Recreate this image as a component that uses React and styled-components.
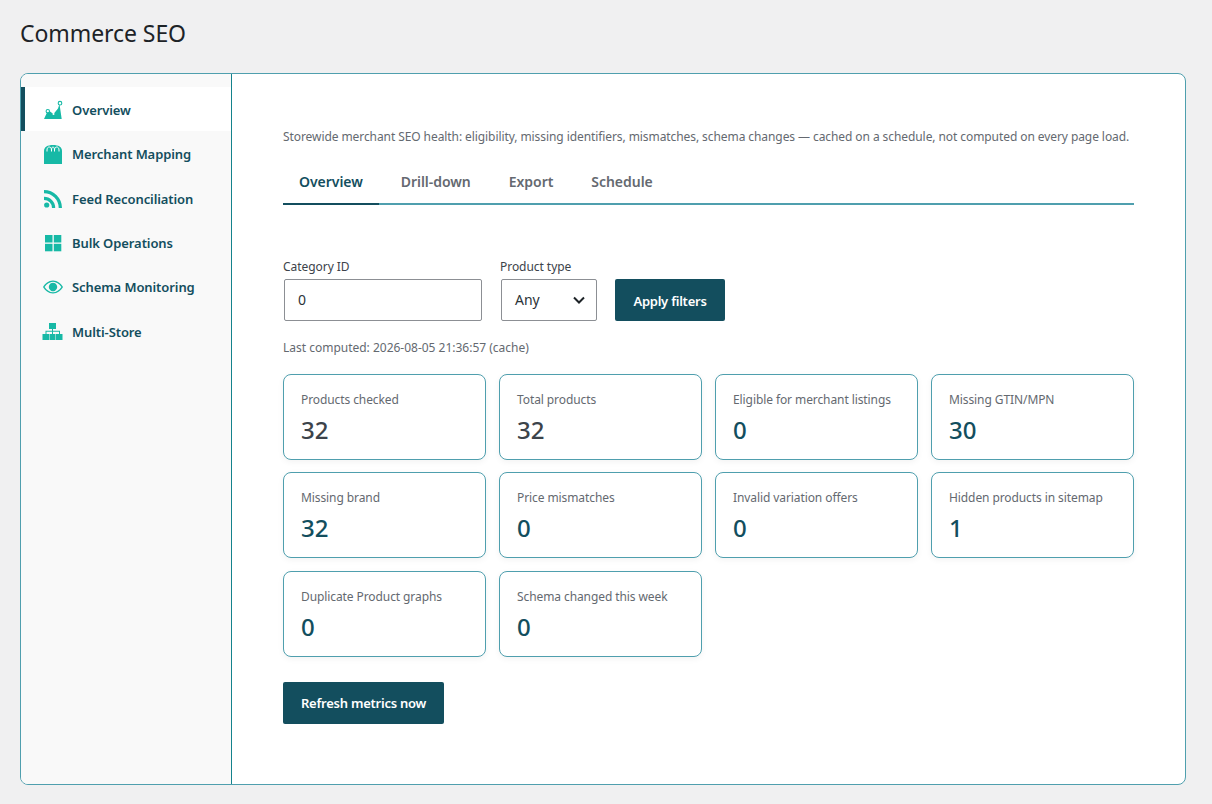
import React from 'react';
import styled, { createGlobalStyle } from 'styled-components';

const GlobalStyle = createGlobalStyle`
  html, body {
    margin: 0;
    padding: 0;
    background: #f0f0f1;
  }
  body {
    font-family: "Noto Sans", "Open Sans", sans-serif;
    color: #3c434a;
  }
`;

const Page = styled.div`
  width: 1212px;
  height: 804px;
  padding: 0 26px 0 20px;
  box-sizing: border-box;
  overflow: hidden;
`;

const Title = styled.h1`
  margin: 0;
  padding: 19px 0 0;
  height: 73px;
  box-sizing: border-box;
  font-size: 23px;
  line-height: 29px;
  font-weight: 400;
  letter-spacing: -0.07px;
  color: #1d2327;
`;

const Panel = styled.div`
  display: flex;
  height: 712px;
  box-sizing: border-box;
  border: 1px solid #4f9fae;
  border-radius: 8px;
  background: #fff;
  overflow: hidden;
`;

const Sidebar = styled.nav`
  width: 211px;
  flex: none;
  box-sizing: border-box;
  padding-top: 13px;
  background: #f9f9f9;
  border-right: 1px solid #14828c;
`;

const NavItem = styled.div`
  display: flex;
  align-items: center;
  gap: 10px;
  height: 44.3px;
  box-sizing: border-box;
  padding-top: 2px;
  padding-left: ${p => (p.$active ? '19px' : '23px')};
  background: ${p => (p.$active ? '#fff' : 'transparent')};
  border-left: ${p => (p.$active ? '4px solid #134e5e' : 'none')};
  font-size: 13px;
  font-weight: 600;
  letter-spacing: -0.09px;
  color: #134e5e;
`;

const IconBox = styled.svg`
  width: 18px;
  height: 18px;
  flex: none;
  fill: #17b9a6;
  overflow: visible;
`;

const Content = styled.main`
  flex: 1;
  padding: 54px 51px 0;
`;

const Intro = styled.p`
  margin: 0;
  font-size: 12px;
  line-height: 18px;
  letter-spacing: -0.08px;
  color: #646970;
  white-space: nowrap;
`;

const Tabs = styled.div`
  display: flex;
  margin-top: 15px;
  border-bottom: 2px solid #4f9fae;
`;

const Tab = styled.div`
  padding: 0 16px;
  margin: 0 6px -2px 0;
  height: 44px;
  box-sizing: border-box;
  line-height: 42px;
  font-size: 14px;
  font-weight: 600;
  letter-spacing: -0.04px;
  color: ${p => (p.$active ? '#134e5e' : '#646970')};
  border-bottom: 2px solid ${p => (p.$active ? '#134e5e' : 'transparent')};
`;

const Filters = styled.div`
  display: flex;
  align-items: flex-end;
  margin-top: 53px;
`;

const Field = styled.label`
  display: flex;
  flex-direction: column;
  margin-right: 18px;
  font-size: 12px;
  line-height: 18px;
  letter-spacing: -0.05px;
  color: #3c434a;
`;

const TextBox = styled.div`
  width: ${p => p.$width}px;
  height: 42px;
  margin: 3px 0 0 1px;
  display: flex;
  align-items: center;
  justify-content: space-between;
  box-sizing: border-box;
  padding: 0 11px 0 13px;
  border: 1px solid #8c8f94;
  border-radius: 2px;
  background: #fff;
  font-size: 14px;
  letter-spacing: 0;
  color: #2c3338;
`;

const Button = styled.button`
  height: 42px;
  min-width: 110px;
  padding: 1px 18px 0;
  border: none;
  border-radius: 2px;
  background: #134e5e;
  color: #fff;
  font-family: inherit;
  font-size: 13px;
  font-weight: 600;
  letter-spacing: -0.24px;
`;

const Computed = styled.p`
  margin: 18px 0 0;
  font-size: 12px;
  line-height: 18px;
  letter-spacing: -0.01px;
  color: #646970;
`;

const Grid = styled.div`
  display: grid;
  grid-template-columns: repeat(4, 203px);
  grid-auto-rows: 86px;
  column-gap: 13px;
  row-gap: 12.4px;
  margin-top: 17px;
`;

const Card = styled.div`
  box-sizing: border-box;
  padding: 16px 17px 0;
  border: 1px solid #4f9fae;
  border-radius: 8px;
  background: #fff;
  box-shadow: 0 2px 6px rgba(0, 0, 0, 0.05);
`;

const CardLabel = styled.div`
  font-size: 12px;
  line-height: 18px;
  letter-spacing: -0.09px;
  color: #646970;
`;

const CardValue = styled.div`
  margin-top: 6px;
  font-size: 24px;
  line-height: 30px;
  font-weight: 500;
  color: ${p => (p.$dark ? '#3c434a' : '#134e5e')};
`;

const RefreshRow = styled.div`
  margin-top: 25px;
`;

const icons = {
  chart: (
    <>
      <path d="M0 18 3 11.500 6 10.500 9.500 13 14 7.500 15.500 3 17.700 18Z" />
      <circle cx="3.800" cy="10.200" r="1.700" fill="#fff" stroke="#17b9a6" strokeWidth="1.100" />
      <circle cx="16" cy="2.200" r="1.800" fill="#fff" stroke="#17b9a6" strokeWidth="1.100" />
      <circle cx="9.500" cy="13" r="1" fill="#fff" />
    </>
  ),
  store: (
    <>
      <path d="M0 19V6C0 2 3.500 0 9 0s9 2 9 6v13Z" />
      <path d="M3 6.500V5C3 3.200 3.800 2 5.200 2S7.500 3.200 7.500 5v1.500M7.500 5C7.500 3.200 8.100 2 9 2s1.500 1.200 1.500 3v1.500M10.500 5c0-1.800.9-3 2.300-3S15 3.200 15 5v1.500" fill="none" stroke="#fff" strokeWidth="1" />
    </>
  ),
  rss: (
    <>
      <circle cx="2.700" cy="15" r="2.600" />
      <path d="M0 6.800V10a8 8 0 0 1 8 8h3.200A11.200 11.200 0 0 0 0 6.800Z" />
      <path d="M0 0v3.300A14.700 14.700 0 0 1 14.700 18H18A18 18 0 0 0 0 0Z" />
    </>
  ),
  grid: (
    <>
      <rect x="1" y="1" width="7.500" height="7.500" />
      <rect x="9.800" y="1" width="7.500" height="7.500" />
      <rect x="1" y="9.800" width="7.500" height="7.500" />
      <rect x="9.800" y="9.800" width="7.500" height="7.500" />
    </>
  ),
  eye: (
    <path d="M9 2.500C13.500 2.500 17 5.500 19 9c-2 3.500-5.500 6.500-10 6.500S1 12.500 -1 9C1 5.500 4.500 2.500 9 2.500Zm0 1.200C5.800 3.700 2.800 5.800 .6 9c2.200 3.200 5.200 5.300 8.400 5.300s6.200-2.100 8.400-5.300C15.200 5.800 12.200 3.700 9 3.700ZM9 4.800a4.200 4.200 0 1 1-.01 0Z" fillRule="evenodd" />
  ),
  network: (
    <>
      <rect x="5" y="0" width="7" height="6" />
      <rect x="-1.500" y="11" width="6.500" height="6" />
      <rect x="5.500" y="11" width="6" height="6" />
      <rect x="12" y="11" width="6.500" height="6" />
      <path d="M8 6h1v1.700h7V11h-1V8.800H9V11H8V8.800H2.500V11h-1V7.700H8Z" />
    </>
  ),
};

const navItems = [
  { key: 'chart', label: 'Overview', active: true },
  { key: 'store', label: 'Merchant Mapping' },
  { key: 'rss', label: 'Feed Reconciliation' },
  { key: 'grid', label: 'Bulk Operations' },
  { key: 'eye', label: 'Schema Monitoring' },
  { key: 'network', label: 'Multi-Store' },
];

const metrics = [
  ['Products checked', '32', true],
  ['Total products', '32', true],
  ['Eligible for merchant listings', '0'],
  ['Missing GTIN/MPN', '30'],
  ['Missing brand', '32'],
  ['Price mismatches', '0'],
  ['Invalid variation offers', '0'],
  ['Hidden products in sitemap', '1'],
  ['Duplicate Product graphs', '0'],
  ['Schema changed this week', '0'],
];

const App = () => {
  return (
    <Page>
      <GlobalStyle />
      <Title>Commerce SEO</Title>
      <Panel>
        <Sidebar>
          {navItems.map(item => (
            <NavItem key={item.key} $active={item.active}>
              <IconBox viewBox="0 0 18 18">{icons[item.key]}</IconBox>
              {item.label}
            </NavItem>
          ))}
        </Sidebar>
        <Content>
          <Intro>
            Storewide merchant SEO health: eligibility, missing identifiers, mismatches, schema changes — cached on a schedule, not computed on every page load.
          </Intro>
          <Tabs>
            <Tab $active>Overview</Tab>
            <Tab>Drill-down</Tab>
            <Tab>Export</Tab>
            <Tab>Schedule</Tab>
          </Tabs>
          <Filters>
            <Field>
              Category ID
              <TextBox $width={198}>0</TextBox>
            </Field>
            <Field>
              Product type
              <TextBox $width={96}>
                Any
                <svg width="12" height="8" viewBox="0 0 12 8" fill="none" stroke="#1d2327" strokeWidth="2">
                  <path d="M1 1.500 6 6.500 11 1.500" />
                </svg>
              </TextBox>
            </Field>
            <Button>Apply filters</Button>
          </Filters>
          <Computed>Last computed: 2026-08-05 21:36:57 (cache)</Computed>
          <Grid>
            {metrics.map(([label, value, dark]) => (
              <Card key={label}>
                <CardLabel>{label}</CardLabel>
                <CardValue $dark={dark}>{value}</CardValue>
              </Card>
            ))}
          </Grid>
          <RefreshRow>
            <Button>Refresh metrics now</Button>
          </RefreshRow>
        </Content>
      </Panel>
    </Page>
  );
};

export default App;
■ ■ ■ ■ ■
[Goal] Of all the lines above, how many contain the word "components"? Answer with only the number.

[The completed task] 2